Generation Uint64 Storage pool configuration generation (number of changes).
ErasureSpecies String Redundancy coding mode for all groups within this storage pool.
VDiskKind String Preset operation mode for all VDisks in this storage pool.
Kind String A user-defined string description of the purpose of the pool, which can also be used for filtering.
NumGroups Uint32 Number of groups within this storage pool.
EncryptionMode Uint32 Data encryption setting for all groups (similar to ds_groups.EncryptionMode).
SchemeshardId Uint64 ID of the SchemeShard object of the schema that this storage pool belongs to (as of now, always NULL).
PathId Uint64 ID of the node of the schema object inside the specified SchemeShard that this storage pool belongs to.

ds_storage_stats

Unlike other tables that show physical entities, the ds_storage_stats table shows aggregated storage statistics.

Field Type Key Value
BoxId Uint64 0 ID of the Box that statistics are calculated for.
PDiskFilter String 1 A string description of filters that select a PDisk to create groups (for example, by media type).
ErasureSpecies String 2 Redundancy coding mode that statistics are collected for.
CurrentGroupsCreated Uint32 Number of groups created with the specified characteristics.
CurrentAllocatedSize Uint64 Total space occupied by all groups from CurrentGroupsCreated.
CurrentAvailableSize Uint64 Total space that is available to all groups from CurrentGroupsCreated.
AvailableGroupsToCreate Uint32 Number of groups with the specified characteristics that can be created taking into account the need for a reserve.
AvailableSizeToCreate Uint64 Number of available bytes that will be obtained when creating all groups from AvailableGroupsToCreate.

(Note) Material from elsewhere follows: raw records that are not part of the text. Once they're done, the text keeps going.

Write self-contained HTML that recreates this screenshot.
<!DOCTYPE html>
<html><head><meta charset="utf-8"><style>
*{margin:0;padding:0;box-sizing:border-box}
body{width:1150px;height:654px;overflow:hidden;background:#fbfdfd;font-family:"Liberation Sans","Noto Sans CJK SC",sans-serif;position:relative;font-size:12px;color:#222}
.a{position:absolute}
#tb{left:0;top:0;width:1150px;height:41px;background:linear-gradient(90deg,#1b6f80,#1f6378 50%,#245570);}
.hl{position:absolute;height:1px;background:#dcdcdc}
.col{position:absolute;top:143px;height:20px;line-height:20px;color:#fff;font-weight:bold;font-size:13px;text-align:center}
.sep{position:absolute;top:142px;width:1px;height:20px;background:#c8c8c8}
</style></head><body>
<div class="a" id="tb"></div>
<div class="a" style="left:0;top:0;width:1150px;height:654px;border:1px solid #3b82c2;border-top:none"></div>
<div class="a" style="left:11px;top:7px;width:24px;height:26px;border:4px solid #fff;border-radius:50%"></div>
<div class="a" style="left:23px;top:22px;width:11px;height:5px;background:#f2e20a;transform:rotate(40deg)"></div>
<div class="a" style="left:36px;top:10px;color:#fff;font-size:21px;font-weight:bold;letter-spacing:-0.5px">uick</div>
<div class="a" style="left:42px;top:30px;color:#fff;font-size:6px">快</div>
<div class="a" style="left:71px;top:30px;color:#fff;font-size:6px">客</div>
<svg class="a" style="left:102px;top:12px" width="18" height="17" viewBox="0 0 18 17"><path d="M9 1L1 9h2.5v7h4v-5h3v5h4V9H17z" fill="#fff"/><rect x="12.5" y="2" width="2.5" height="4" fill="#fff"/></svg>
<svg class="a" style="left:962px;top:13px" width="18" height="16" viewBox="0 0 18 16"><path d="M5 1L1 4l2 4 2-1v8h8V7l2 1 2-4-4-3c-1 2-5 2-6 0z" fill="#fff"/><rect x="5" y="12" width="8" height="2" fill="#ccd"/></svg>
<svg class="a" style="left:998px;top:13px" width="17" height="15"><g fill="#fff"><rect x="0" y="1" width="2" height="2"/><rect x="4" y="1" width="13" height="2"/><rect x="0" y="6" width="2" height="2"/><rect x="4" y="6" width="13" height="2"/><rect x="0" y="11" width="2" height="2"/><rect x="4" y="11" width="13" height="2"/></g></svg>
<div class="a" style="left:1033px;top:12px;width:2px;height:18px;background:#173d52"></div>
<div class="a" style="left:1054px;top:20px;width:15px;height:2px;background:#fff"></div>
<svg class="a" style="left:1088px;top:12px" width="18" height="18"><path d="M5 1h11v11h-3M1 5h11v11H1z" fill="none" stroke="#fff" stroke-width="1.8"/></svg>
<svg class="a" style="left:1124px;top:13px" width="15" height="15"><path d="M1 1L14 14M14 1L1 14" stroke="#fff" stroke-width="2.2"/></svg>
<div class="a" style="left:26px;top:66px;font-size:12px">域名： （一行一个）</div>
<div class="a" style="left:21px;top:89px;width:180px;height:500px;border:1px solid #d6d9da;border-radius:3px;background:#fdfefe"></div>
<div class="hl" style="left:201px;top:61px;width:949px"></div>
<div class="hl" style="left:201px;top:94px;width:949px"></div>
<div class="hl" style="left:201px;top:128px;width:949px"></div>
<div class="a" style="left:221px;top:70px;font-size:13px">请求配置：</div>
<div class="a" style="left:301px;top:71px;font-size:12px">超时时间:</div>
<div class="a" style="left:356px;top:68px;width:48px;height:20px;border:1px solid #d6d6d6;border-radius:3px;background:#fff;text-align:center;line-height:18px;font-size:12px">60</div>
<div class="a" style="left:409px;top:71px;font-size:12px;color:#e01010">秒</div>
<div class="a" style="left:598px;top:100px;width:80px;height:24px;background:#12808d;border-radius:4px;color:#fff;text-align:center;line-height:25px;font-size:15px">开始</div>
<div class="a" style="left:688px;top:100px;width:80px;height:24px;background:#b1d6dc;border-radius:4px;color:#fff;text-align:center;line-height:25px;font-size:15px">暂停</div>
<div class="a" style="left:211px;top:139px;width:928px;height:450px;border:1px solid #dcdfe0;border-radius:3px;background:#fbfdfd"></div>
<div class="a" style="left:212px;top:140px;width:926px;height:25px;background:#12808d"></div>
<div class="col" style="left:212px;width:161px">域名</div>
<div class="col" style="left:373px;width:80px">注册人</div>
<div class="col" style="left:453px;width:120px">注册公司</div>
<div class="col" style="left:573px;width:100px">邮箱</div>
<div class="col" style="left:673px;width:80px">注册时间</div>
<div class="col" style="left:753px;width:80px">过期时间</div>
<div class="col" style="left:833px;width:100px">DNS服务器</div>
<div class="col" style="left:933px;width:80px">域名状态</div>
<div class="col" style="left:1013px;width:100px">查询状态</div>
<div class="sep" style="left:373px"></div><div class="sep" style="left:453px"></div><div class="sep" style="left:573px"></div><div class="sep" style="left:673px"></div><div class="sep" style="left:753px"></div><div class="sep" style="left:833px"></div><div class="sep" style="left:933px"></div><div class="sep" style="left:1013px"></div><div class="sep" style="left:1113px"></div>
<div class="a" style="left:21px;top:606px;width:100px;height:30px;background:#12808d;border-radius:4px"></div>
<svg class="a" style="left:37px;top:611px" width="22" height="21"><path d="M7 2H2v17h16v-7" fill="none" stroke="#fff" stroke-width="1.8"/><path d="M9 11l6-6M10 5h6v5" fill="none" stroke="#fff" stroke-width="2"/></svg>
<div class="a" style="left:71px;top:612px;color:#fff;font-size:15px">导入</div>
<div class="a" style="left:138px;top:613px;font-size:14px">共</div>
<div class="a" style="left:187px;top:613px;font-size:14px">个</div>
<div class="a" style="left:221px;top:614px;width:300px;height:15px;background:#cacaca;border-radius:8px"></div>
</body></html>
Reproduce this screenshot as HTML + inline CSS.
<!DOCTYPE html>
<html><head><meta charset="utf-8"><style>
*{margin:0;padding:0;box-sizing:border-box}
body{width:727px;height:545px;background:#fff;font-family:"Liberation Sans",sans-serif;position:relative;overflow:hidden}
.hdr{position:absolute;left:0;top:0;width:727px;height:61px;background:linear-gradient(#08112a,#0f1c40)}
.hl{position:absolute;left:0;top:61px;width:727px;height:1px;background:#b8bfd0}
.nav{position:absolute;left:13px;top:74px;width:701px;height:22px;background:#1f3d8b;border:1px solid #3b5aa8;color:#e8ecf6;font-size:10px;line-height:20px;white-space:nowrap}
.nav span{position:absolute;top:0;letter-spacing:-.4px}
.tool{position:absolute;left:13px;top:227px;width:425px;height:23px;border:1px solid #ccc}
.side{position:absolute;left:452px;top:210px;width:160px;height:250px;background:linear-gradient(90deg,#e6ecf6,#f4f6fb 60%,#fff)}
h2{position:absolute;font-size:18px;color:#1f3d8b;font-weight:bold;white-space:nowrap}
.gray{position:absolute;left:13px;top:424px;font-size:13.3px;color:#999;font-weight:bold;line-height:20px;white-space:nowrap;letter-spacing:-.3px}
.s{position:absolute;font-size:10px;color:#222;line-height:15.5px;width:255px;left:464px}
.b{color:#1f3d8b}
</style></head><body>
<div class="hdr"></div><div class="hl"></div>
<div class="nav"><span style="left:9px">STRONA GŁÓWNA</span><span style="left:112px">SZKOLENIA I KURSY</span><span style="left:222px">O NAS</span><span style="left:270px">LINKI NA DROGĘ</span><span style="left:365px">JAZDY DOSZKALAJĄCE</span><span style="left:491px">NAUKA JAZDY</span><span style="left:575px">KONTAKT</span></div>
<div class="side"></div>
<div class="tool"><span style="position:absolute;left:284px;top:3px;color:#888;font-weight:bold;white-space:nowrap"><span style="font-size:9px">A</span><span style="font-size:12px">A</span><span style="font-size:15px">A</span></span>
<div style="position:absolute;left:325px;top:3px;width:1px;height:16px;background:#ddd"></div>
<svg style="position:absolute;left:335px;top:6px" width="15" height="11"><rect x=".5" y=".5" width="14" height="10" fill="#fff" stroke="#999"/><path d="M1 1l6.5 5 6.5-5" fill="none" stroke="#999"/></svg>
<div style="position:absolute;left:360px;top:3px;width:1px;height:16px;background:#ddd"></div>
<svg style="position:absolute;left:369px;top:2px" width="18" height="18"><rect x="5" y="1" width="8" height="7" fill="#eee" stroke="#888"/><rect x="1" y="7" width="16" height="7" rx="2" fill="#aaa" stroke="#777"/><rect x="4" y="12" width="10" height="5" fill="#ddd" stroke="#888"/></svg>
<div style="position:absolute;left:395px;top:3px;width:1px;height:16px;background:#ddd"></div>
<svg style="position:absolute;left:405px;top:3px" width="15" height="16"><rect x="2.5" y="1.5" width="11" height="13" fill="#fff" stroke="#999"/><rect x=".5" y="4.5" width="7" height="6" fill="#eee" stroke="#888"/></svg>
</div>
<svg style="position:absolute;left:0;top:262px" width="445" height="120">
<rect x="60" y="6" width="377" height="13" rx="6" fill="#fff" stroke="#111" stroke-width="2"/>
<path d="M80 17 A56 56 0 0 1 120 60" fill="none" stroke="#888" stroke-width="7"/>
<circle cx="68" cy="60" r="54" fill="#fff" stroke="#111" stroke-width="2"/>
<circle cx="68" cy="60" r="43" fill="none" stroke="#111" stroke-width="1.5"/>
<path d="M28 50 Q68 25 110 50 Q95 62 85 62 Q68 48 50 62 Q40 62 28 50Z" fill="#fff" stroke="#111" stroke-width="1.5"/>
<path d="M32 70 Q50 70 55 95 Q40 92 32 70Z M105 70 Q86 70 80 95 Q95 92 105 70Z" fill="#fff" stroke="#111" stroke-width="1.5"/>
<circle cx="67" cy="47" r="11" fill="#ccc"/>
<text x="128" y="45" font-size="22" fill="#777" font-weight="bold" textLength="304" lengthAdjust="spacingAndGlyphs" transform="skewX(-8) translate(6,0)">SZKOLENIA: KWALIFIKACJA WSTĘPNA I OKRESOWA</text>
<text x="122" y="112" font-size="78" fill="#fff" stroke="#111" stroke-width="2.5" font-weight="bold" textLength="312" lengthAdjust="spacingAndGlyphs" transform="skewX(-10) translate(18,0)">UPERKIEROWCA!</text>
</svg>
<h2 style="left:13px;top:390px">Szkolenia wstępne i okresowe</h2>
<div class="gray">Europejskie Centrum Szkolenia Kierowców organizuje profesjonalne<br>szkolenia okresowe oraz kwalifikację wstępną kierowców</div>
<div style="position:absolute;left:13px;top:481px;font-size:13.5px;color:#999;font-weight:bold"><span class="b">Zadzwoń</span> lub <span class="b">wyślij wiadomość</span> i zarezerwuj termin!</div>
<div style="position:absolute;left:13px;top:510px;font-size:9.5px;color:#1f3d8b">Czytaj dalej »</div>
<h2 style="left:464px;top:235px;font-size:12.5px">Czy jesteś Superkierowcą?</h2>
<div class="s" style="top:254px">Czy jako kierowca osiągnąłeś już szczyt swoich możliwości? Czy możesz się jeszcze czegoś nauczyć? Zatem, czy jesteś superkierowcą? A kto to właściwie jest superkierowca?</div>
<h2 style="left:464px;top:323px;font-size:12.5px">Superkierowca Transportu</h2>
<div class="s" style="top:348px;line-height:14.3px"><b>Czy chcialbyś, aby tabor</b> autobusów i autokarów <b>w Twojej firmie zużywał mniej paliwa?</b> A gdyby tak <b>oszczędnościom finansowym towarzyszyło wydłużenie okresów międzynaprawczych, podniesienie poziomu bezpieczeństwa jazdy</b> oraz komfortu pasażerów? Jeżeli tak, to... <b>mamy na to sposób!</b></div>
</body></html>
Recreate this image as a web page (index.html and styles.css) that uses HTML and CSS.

It should be noted that AvailableGroupsToCreate shows the maximum number of groups that can be created if no other types of groups are created. So when extending a storage pool, the count of AvailableGroupsToCreate in several rows of statistics may change.

Notes

Please keep in mind that load caused by accessing system views is more analytical in nature, and therefore making frequent queries to them in large DBs will consume a lot of system resources. A load of about 1-2 rps is quite acceptable.